Do clients want to dump frameworks so they can sit back and watch contractors desperate for work fight it out like dogs?

Are frameworks a good thing? It’s a question that isn’t going away anytime soon. We’ve been inundated by readers’ opinions on this subject ever since BAA boss Steven Morgan announced he was dumping the company’s framework deal with contractors. This week we’ve got Don Ward, the Constructing Excellence chief executive, and Stan Hornagold, director of Marstan Group, slugging it out on pages 32-34. But for all their differences, both men agree that collaborative working is a good thing – it’s more a case of whether frameworks are really necessary to promote partnering-type working practices.

Looking around, it’s clear that frameworks are not essential; developers such as Argent and Stanhope have established long-term relationships with contractors without frameworks and are quite happy to pitch these companies against each other for jobs. But not everyone can do this. Imagine the outcry if public sector clients formed informal, cosy relationships with favoured contractors. Formal frameworks allow them to comply with EU procurement rules and keep dealings above board. In big PLCs, the construction directors are answerable to their board, which in turn are answerable to their shareholders, so again the framework is a good mechanism for formalising relationships.

It’s the spirit of the thing that really counts. Do clients want to promote collaborative working to bring better quality jobs, timely and cost-effective project delivery and a happy construction team? Or do they want to dump frameworks so they can sit back and watch contractors desperate for work fight it out like dogs? An experienced client who appreciates the benefits of the collaborative approach can probably live without a framework if the rules allow it. The danger is that some clients, particularly those that are inexperienced, will be tempted to ditch frameworks in a frenzy of competition, thinking that this will secure them the lowest bids. Adjudications are already rising fast from jobs that were bid in the boom times (page 11). These will look like chicken feed when the actions from those contractors who have bid suicidally low for work start feeding through. The thing to remember here is there is no such thing as a free lunch; you can enjoy it now, but you’ll pay double for it later.

We’re all multidisciplinary now

Davis Langdon’s merger with architect DEGW (page 10) is an interesting move. Of course, the notion of the multidisciplinary consultant isn’t new – multidisciplinary firms like Capita Symonds, Atkins and McBains Cooper have been around for years. But the QS and project management sector is still dominated by big specialist firms.

On the face of it, the acquisition makes a lot of sense: DEGW is a middling-sized firm with an international presence and has an impressive client list too, with names like Microsoft, Google and Deutsche Bank, which can only open up new opportunities for Davis Langdon.
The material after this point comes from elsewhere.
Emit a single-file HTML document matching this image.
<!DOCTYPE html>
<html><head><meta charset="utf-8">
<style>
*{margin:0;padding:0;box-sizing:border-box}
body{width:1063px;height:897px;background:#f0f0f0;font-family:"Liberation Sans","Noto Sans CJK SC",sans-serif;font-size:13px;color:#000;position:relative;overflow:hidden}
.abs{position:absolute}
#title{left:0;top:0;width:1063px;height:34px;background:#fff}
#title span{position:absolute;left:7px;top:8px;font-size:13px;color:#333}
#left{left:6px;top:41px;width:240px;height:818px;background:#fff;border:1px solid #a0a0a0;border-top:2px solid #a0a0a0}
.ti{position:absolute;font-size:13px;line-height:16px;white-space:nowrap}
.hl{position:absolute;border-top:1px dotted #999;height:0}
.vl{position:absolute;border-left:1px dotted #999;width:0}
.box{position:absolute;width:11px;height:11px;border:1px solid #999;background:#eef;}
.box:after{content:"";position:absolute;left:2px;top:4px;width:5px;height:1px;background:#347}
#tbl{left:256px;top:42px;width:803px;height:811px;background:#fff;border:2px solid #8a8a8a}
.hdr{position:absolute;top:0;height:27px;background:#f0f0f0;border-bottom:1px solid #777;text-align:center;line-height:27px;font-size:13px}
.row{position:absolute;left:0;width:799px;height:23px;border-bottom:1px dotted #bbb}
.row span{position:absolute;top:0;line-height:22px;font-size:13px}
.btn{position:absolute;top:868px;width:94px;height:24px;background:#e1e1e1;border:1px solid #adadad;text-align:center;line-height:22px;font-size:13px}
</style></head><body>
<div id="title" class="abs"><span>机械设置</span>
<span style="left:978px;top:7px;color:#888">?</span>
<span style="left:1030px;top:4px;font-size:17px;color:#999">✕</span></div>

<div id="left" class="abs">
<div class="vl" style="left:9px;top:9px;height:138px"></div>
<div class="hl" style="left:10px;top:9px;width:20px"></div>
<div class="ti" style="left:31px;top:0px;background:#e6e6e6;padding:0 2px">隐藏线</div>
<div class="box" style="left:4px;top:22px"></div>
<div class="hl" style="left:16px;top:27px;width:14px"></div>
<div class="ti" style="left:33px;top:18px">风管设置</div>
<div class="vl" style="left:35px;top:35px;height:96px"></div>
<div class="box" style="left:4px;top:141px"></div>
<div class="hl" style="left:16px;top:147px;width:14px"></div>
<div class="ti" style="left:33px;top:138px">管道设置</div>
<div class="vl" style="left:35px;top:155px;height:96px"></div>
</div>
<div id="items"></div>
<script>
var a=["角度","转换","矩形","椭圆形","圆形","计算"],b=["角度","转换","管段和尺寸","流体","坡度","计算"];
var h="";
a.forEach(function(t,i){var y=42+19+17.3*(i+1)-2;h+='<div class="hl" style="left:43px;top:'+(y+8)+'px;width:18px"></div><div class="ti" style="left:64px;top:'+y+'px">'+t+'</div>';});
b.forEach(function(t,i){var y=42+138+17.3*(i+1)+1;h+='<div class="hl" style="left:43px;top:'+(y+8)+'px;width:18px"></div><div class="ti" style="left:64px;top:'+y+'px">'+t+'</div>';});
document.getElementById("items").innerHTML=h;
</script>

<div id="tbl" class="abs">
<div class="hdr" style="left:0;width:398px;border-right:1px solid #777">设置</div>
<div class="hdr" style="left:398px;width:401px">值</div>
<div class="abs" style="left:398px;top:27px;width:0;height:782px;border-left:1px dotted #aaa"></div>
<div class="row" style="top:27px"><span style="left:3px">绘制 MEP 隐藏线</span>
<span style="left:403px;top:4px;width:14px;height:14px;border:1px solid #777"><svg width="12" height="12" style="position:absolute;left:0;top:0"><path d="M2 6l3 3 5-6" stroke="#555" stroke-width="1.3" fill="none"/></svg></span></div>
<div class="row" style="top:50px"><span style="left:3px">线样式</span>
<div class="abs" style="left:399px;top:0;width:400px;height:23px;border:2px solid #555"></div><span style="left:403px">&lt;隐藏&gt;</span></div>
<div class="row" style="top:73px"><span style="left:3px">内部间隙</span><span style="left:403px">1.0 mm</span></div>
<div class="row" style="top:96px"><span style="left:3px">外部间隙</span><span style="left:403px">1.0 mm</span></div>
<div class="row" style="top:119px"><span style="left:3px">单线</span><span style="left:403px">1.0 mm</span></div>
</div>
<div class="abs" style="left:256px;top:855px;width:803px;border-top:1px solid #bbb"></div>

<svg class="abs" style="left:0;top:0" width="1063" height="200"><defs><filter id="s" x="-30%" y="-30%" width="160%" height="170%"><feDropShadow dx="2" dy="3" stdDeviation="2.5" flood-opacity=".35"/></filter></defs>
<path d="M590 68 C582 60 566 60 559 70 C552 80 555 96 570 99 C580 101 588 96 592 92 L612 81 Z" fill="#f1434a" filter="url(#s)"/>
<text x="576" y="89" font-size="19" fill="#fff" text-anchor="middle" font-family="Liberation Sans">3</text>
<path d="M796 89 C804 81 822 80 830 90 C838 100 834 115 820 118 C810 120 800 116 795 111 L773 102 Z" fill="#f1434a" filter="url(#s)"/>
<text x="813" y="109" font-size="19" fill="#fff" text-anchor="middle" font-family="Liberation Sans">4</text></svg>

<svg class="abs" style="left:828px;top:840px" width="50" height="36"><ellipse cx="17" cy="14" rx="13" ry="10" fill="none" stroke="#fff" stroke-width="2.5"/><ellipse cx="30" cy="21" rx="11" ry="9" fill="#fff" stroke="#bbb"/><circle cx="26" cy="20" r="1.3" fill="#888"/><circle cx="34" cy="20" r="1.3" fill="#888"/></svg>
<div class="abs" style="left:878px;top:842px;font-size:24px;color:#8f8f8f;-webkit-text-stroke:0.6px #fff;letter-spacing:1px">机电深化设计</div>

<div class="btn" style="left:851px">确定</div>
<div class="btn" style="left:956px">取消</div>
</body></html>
But there is more to this than simple clients lists. DEGW isn’t any old architect; rather it is renowned for rethinking companies’ workspaces to create efficient and effective businesses. With this acquisition, Davis Langdon is extending its consultancy role beyond number crunching and project delivery to advising clients on what sort of office spaces they will need to survive the downturn and beyond. In these difficult times, that is a powerful offer. The question now is: does this herald the beginning of the end for the true blood QS?